While the British have largely been absent east of Suez since joining the EU, they have long standing commitments with Australia, Brunei, Malaysia, Singapore, New Zealand, and the United States in the Pacific. Now, having left the EU, and the increase in security concerns, there is a likelyhood of a return to greater cooperation, and a more persistent presence, in the region. I posit that we have seen the first three steps in that direction this past year.

The Queen Elizabeth Carrier Strike Group traversing the South China Sea loaded with UK and US F-35Bs then conducting big deck drills with US and Japanese carriers I view as the first tangible step. Building an aircraft carrier is a feat. Having friends from a large number of countries meet you halfway around the world to perform complex interoperability excercises is power projection on an entirely different level. This was not a one-and-done.

The AUKUS agreement is the second. While each of the three countries enjoy special relationships with one another, the closeness of the UK/US submarine cooperation cannot be overstated. This relationship and (IMO) the return of the UK to the Pacific in a meaningful way, necessitated this agreement. I view AUKUS as an extension of existing US agreements with Australia to now include the UK and eventually provide support for interoperability between UK, US and Australian military assets in Australia - including submarines.

The Reciprocal Access Agreement with Japan signed by the UK in May (and by Australia in January) is the third.
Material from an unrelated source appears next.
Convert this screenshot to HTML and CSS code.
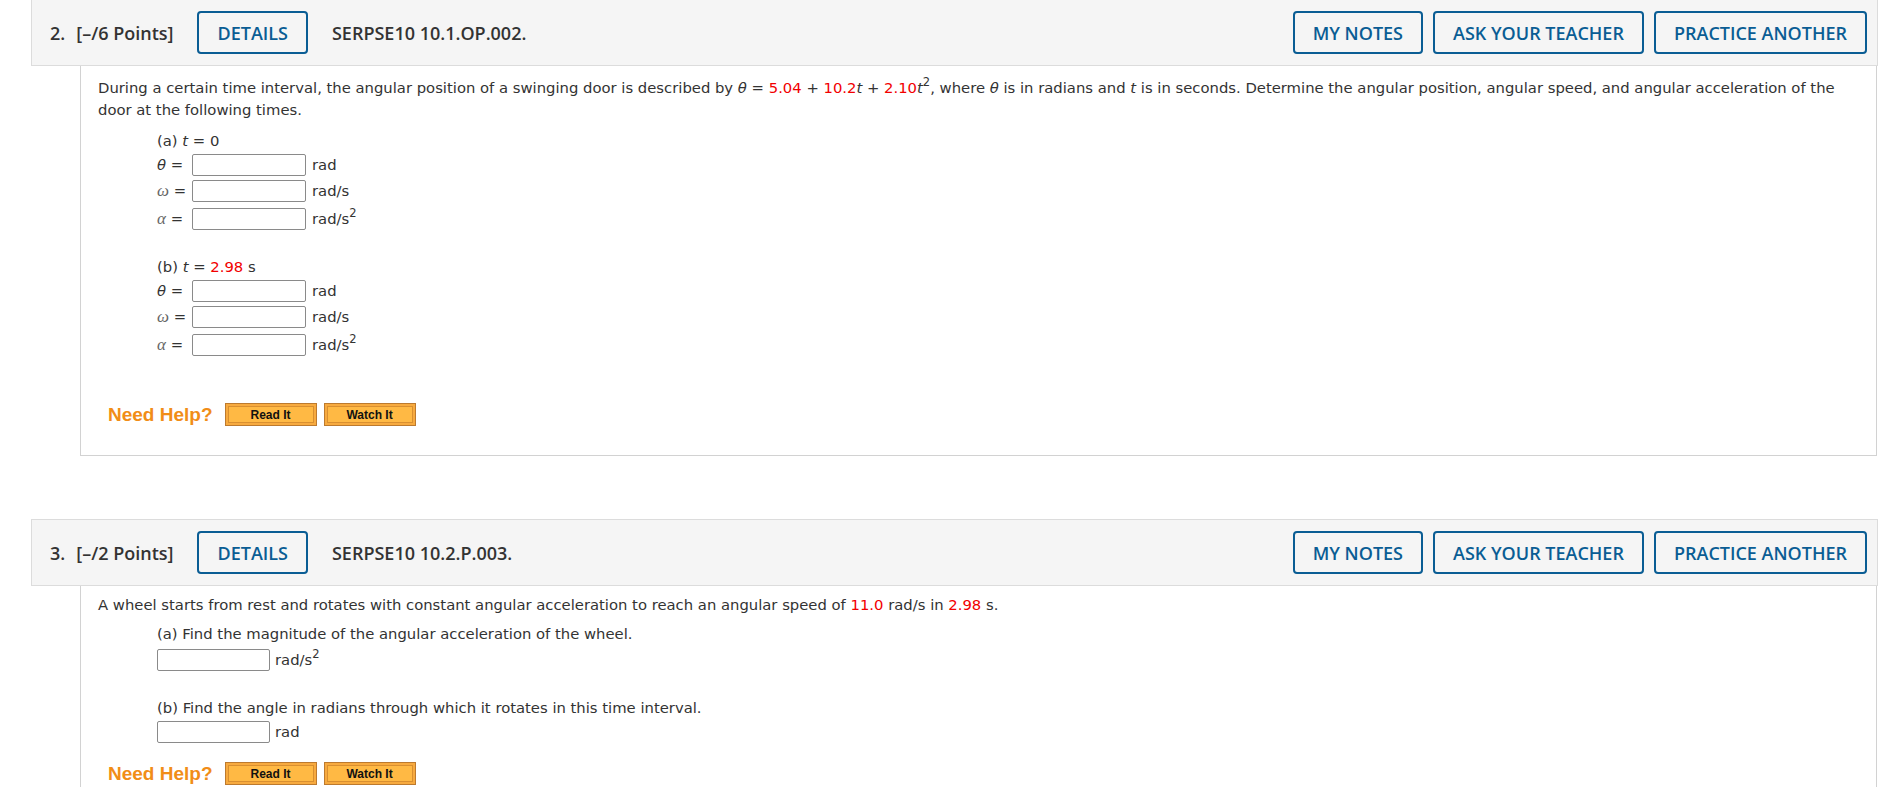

By removing (or at least simplifying) legal and logistical barriers, providing access to one another’s equipment and facilities, training and deployment challenges can be prepared for and mitigated. This will allow greater ease for more frequent UK deployments to Japan.

These agreements require a tremendous amount of effort to attain. The Australian RAA with Japan has been under negotiation since 2014 for example. I don't expect the UK has made these committments for infrequent and brief visits.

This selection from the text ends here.